In this case, it would appear crime really does pay. Along with a wardrobe full of designer gear, police found two flat-screen plasma TVs, a new kitchen and an array of electrical goods at Reynolds’s council home.

There’s a chance he’ll lose some of his ill-gotten gains when he faces a confiscation hearing and he may yet be forced to compensate the Wilsons. But, for the time being, he appears to have got off scot-free. No wonder the Wilsons feel cheated by the judicial system.

Leeches like Reynolds are thriving in the current economic climate. The Government estimates 165,000 people across the UK use loan sharks, but say the figure could rise to 200,000 if the credit squeeze continues.

Interest rates of millions of per cent are not unheard of. So now is not the time to be dishing out lenient sentences – not when huge increases in illegal lending are predicted. It sends out all the wrong signals.

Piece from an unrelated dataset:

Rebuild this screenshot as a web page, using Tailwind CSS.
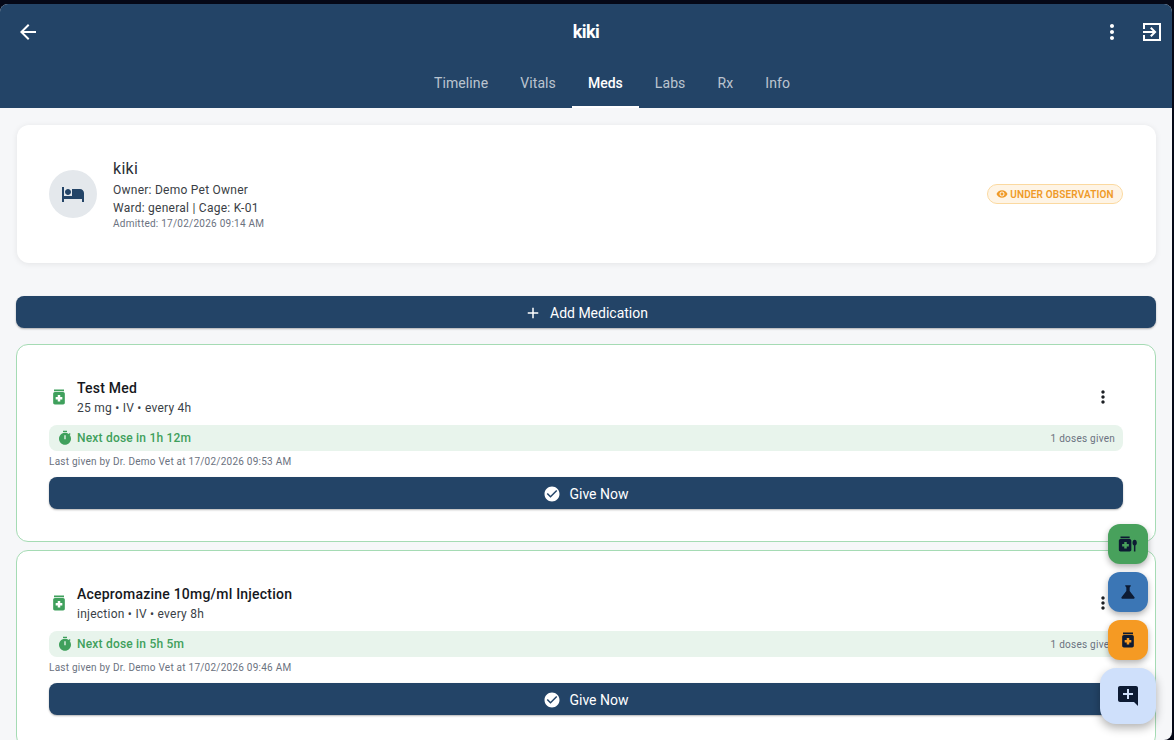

At the risk of making a somewhat tenuous comparison, it’s worth noting that this week saw the release of Great Train Robber Ronnie Biggs.

Having evaded justice for more than 30 years before giving himself up in 2001, you might not have much sympathy for him.

But whatever you think of Biggs, he’s a terminally ill 79-year-old who has posed no risk to the public for some considerable time.

The same can’t be said from Reynolds . . . I know which one I’d prefer to see behind bars.